- INSTRUCTIONS FOR THE TASK
Type out the data exactly as given. Skip any image.

- TASK MATERIAL

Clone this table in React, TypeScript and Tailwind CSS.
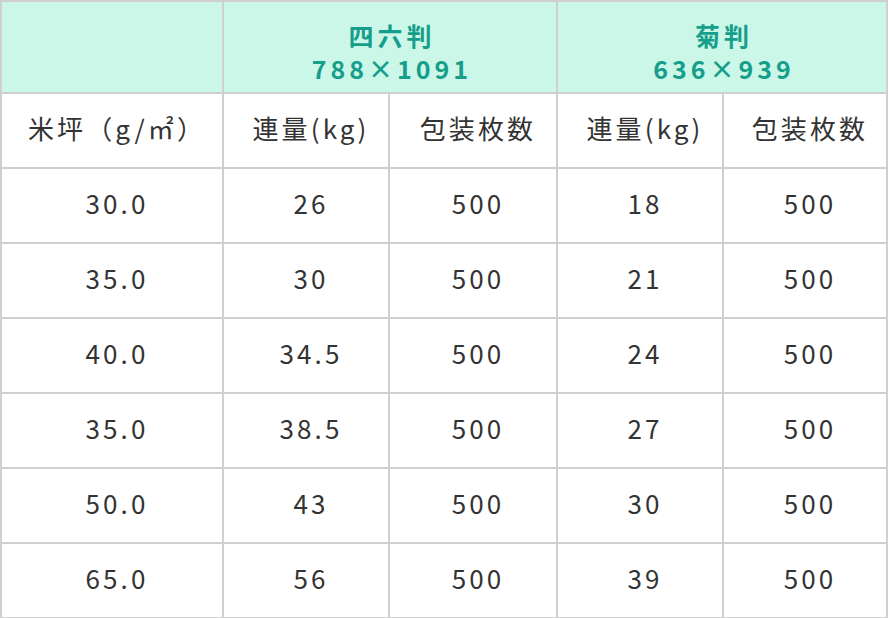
import React from "react";

const rows: [string, string, string, string, string][] = [
  ["30.0", "26", "500", "18", "500"],
  ["35.0", "30", "500", "21", "500"],
  ["40.0", "34.5", "500", "24", "500"],
  ["35.0", "38.5", "500", "27", "500"],
  ["50.0", "43", "500", "30", "500"],
  ["65.0", "56", "500", "39", "500"],
];

function Cell({ children }: { children?: React.ReactNode }) {
  return (
    <div className="bg-white flex items-center justify-center pl-[10px] pb-[5px] text-[26px] tracking-[0.12em] text-[#333333] leading-none">
      {children}
    </div>
  );
}

export default function App() {
  return (
    <div
      className="w-[888px] bg-[#cfcfcf] p-[2px] grid grid-cols-[220px_164px_166px_164px_162px] grid-rows-[90px_73px_73px_73px_73px_73px_73px_73px] gap-[2px]"
      style={{ fontFamily: '"Noto Sans CJK JP", "Noto Sans", sans-serif' }}
    >
      <div className="bg-[#cbf7e8]" />
      <div className="col-span-2 bg-[#cbf7e8] flex flex-col items-center pt-[17px] text-[25px] font-bold tracking-[0.16em] leading-[33px] text-[#169e8b]">
        <span className="pl-[4px]">四六判</span>
        <span className="pl-[4px]">788×1091</span>
      </div>
      <div className="col-span-2 bg-[#cbf7e8] flex flex-col items-center pt-[17px] text-[25px] font-bold tracking-[0.16em] leading-[33px] text-[#169e8b]">
        <span className="pl-[4px]">菊判</span>
        <span className="pl-[4px]">636×939</span>
      </div>

      <Cell>米坪（g/㎡）</Cell>
      <Cell>連量(kg)</Cell>
      <Cell>包装枚数</Cell>
      <Cell>連量(kg)</Cell>
      <Cell>包装枚数</Cell>

      {rows.map((r, i) => (
        <React.Fragment key={i}>
          {r.map((v, j) => (
            <Cell key={j}>{v}</Cell>
          ))}
        </React.Fragment>
      ))}
    </div>
  );
}
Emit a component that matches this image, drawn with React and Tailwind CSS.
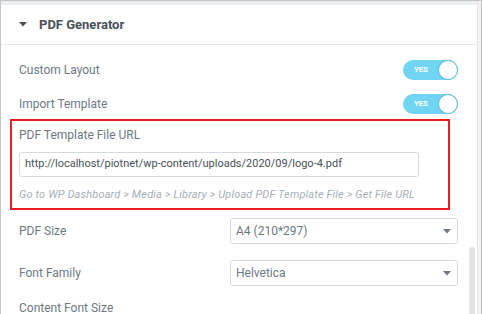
import React from "react";

function Toggle() {
  return (
    <div className="relative w-[55px] h-[20px] rounded-full bg-[#71d4f2] flex items-center">
      <span className="ml-[11px] text-[8px] leading-none font-bold text-white tracking-[-0.2px]">YES</span>
      <span className="absolute right-0 top-0 w-[20px] h-[20px] rounded-full bg-white border border-[#5cc3e5] shadow-[0_0_1px_rgba(0,0,0,0.2)]" />
    </div>
  );
}

function Caret({ className }) {
  return (
    <svg width="8" height="5" viewBox="0 0 8 5" className={className}>
      <path d="M0 0 L8 0 L4 4.5 Z" fill="currentColor" />
    </svg>
  );
}

function Select({ value }) {
  return (
    <div className="w-[228px] h-[26px] border border-[#d5dadf] rounded-[3px] flex items-center pl-[5px] pr-[6px] text-[12px] text-[#6d7882]">
      <span className="flex-1">{value}</span>
      <Caret className="text-[#6d7882]" />
    </div>
  );
}

export default function App() {
  return (
    <div
      className="w-[482px] h-[314px] overflow-hidden flex bg-white border-l border-t border-[#c4c4c4]"
      style={{ fontFamily: "Roboto, 'Liberation Sans', sans-serif" }}
    >
      <div className="w-[476px] flex flex-col">
        <div className="h-[4px] bg-[#eceff1] shrink-0" />
        <div className="h-[40px] shrink-0 border-b border-[#e6e9ec] flex items-center pl-[18px]">
          <Caret className="text-[#495157]" />
          <span className="ml-[12px] text-[13px] font-bold text-[#495157]">PDF Generator</span>
        </div>
        <div className="flex flex-1">
          <div className="w-[466px] shrink-0 flex flex-col text-[12px] text-[#6d7882]">
            <div className="mt-[15px] h-[20px] flex items-center pl-[18px] pr-[9px]">
              <span className="flex-1">Custom Layout</span>
              <Toggle />
            </div>
            <div className="mt-[14px] h-[20px] flex items-center pl-[18px] pr-[9px]">
              <span className="flex-1">Import Template</span>
              <Toggle />
            </div>
            <div className="mt-[5px] ml-[9px] w-[440px] border-2 border-[#ec1c24] pl-[7px] pt-[7px] pb-[7px]">
              <div className="leading-[15px]">PDF Template File URL</div>
              <div className="mt-[9px] w-[400px] h-[25px] border border-[#d5dadf] rounded-[3px] flex items-center pl-[5px] text-[11px] text-[#495157]">
                http://localhost/piotnet/wp-content/uploads/2020/09/logo-4.pdf
              </div>
              <div className="mt-[11px] leading-[13px] text-[11px] tracking-[0.15px] italic text-[#a4afb7] whitespace-nowrap">
                Go to WP Dashboard &gt; Media &gt; Library &gt; Upload PDF Template File &gt; Get File URL
              </div>
            </div>
            <div className="mt-[8px] flex items-center pl-[18px] pr-[9px]">
              <span className="flex-1">PDF Size</span>
              <Select value="A4 (210*297)" />
            </div>
            <div className="mt-[16px] flex items-center pl-[18px] pr-[9px]">
              <span className="flex-1">Font Family</span>
              <Select value="Helvetica" />
            </div>
            <div className="mt-[15px] pl-[18px] leading-[14px] whitespace-nowrap">Content Font Size</div>
          </div>
          <div className="w-[10px] shrink-0">
            <div className="mt-[202px] ml-[2px] w-[6px] h-[80px] rounded-t-full bg-[#e3e3e3]" />
          </div>
        </div>
      </div>
      <div className="w-[1px] bg-[#e2e4e6]" />
      <div className="w-[3px] bg-[#f3f3f3]" />
      <div className="w-[1px] bg-[#bdbdbd]" />
    </div>
  );
}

- EXERCISE SOLUTION
Clone this table in React, TypeScript and Tailwind CSS.
import React from "react";

const rows: [string, string, string, string, string][] = [
  ["30.0", "26", "500", "18", "500"],
  ["35.0", "30", "500", "21", "500"],
  ["40.0", "34.5", "500", "24", "500"],
  ["35.0", "38.5", "500", "27", "500"],
  ["50.0", "43", "500", "30", "500"],
  ["65.0", "56", "500", "39", "500"],
];

function Cell({ children }: { children?: React.ReactNode }) {
  return (
    <div className="bg-white flex items-center justify-center pl-[10px] pb-[5px] text-[26px] tracking-[0.12em] text-[#333333] leading-none">
      {children}
    </div>
  );
}

export default function App() {
  return (
    <div
      className="w-[888px] bg-[#cfcfcf] p-[2px] grid grid-cols-[220px_164px_166px_164px_162px] grid-rows-[90px_73px_73px_73px_73px_73px_73px_73px] gap-[2px]"
      style={{ fontFamily: '"Noto Sans CJK JP", "Noto Sans", sans-serif' }}
    >
      <div className="bg-[#cbf7e8]" />
      <div className="col-span-2 bg-[#cbf7e8] flex flex-col items-center pt-[17px] text-[25px] font-bold tracking-[0.16em] leading-[33px] text-[#169e8b]">
        <span className="pl-[4px]">四六判</span>
        <span className="pl-[4px]">788×1091</span>
      </div>
      <div className="col-span-2 bg-[#cbf7e8] flex flex-col items-center pt-[17px] text-[25px] font-bold tracking-[0.16em] leading-[33px] text-[#169e8b]">
        <span className="pl-[4px]">菊判</span>
        <span className="pl-[4px]">636×939</span>
      </div>

      <Cell>米坪（g/㎡）</Cell>
      <Cell>連量(kg)</Cell>
      <Cell>包装枚数</Cell>
      <Cell>連量(kg)</Cell>
      <Cell>包装枚数</Cell>

      {rows.map((r, i) => (
        <React.Fragment key={i}>
          {r.map((v, j) => (
            <Cell key={j}>{v}</Cell>
          ))}
        </React.Fragment>
      ))}
    </div>
  );
}
Emit a component that matches this image, drawn with React and Tailwind CSS.
import React from "react";

function Toggle() {
  return (
    <div className="relative w-[55px] h-[20px] rounded-full bg-[#71d4f2] flex items-center">
      <span className="ml-[11px] text-[8px] leading-none font-bold text-white tracking-[-0.2px]">YES</span>
      <span className="absolute right-0 top-0 w-[20px] h-[20px] rounded-full bg-white border border-[#5cc3e5] shadow-[0_0_1px_rgba(0,0,0,0.2)]" />
    </div>
  );
}

function Caret({ className }) {
  return (
    <svg width="8" height="5" viewBox="0 0 8 5" className={className}>
      <path d="M0 0 L8 0 L4 4.5 Z" fill="currentColor" />
    </svg>
  );
}

function Select({ value }) {
  return (
    <div className="w-[228px] h-[26px] border border-[#d5dadf] rounded-[3px] flex items-center pl-[5px] pr-[6px] text-[12px] text-[#6d7882]">
      <span className="flex-1">{value}</span>
      <Caret className="text-[#6d7882]" />
    </div>
  );
}

export default function App() {
  return (
    <div
      className="w-[482px] h-[314px] overflow-hidden flex bg-white border-l border-t border-[#c4c4c4]"
      style={{ fontFamily: "Roboto, 'Liberation Sans', sans-serif" }}
    >
      <div className="w-[476px] flex flex-col">
        <div className="h-[4px] bg-[#eceff1] shrink-0" />
        <div className="h-[40px] shrink-0 border-b border-[#e6e9ec] flex items-center pl-[18px]">
          <Caret className="text-[#495157]" />
          <span className="ml-[12px] text-[13px] font-bold text-[#495157]">PDF Generator</span>
        </div>
        <div className="flex flex-1">
          <div className="w-[466px] shrink-0 flex flex-col text-[12px] text-[#6d7882]">
            <div className="mt-[15px] h-[20px] flex items-center pl-[18px] pr-[9px]">
              <span className="flex-1">Custom Layout</span>
              <Toggle />
            </div>
            <div className="mt-[14px] h-[20px] flex items-center pl-[18px] pr-[9px]">
              <span className="flex-1">Import Template</span>
              <Toggle />
            </div>
            <div className="mt-[5px] ml-[9px] w-[440px] border-2 border-[#ec1c24] pl-[7px] pt-[7px] pb-[7px]">
              <div className="leading-[15px]">PDF Template File URL</div>
              <div className="mt-[9px] w-[400px] h-[25px] border border-[#d5dadf] rounded-[3px] flex items-center pl-[5px] text-[11px] text-[#495157]">
                http://localhost/piotnet/wp-content/uploads/2020/09/logo-4.pdf
              </div>
              <div className="mt-[11px] leading-[13px] text-[11px] tracking-[0.15px] italic text-[#a4afb7] whitespace-nowrap">
                Go to WP Dashboard &gt; Media &gt; Library &gt; Upload PDF Template File &gt; Get File URL
              </div>
            </div>
            <div className="mt-[8px] flex items-center pl-[18px] pr-[9px]">
              <span className="flex-1">PDF Size</span>
              <Select value="A4 (210*297)" />
            </div>
            <div className="mt-[16px] flex items-center pl-[18px] pr-[9px]">
              <span className="flex-1">Font Family</span>
              <Select value="Helvetica" />
            </div>
            <div className="mt-[15px] pl-[18px] leading-[14px] whitespace-nowrap">Content Font Size</div>
          </div>
          <div className="w-[10px] shrink-0">
            <div className="mt-[202px] ml-[2px] w-[6px] h-[80px] rounded-t-full bg-[#e3e3e3]" />
          </div>
        </div>
      </div>
      <div className="w-[1px] bg-[#e2e4e6]" />
      <div className="w-[3px] bg-[#f3f3f3]" />
      <div className="w-[1px] bg-[#bdbdbd]" />
    </div>
  );
}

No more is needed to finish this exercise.